I am recently working with a F90 code project. I am using gfortran (linux and MinGW) to compile it. There is something interesting in file loct.F90.
# define TYPE real(4)
# define SUBNAME(x) s ## x
# include "loct_inc.F90"
# undef SUBNAME
# undef TYPE
# define TYPE real(8)
# define SUBNAME(x) d ## x
# include "loct_inc.F90"
# undef SUBNAME
# undef TYPE
...
The loct_inc.F90 file looks like this:
subroutine SUBNAME(loct_pointer_copy_1)(o, i)
...
end subroutine SUBNAME(loct_pointer_copy_1)
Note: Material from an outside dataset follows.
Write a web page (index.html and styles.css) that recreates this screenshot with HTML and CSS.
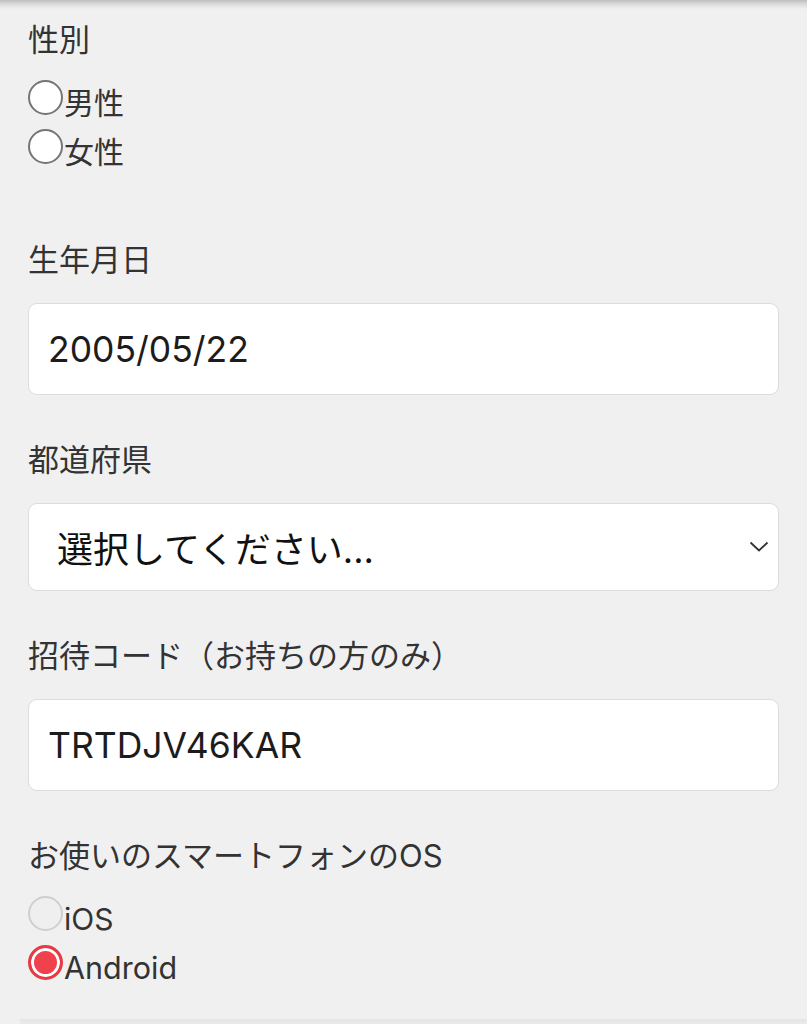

subroutine SUBNAME(loct_pointer_copy_2)(o, i)
...
end subroutine SUBNAME(loct_pointer_copy_2)
...
I think in the file loct.F90 the author used sets of macros (C/C++ style). Each set is used to define a data type (e.g. real(4), real(8), character, etc). The file loct_inc.F90 provide a set of function which is the same except the type of the variables. These two files works together as a template of c++ in my opinion.
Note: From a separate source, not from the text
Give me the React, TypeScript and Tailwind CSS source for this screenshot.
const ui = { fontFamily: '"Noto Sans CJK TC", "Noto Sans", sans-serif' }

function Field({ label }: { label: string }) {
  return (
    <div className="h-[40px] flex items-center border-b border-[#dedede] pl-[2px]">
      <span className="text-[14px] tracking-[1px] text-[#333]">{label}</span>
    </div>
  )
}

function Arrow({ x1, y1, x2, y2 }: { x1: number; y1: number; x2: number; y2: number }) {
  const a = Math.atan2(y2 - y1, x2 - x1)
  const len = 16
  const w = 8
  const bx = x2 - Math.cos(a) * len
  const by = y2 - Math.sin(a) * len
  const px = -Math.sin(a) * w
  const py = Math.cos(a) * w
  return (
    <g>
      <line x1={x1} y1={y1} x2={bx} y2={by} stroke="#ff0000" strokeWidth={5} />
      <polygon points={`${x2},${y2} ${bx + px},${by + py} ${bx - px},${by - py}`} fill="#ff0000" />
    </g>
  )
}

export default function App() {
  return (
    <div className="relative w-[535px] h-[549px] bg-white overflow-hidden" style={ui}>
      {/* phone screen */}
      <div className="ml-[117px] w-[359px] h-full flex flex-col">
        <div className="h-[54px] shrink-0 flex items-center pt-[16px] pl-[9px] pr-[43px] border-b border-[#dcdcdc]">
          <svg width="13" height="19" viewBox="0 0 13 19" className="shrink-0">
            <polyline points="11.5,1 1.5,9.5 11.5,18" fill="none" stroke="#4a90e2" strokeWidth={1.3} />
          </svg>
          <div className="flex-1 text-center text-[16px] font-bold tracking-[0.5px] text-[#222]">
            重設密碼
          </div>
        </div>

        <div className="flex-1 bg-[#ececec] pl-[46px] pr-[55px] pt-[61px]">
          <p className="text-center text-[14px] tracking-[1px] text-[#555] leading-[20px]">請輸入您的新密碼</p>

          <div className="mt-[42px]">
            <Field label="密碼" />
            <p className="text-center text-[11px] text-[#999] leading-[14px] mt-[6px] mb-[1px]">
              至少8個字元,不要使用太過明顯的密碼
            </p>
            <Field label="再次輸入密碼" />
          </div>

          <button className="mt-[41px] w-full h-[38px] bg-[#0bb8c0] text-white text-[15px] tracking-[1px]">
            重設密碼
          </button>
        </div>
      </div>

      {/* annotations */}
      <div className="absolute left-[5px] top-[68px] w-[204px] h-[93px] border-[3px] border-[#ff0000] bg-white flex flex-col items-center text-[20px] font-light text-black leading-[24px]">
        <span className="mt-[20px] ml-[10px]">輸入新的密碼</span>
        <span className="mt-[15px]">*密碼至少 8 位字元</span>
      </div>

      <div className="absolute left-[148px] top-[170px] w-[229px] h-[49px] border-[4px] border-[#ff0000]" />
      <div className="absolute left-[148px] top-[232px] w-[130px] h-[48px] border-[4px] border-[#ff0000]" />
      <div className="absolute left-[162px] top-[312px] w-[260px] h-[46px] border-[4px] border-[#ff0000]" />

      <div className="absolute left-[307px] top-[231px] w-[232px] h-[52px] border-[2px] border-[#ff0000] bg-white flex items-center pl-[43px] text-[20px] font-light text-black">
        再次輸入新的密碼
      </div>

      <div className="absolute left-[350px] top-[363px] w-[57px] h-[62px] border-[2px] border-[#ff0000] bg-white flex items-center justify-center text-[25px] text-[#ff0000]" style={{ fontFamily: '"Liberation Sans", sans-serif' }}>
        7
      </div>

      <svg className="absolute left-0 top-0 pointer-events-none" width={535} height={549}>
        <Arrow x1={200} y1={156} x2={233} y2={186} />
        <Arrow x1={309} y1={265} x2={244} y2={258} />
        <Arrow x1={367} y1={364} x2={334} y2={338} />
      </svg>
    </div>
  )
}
In the end one should have a set of subroutines:
sloct_pointer_copy_1(o, i)
sloct_pointer_copy_2(o, i)
...
dloct_pointer_copy_1(o, i)
dloct_pointer_copy_2(o, i)
...
But when I tried to compile loct.F90 (gfortran -c loct.F90), I get some errors.
basic/loct_inc.F90:21.13: Included at basic/loct.F90:256:
subroutine s ## loct_pointer_copy_1(o, i) 1 Error: Syntax error in SUBROUTINE statement at (1)
It seems gfortran replace SUBNAME(loct_pointer_copy_1)(o, i) with s ## loct_pointer_copy_1(o, i). But according to c++ macro, the correct replace should be sloct_pointer_copy_1(o, i).
Could anyone tell me why this happened?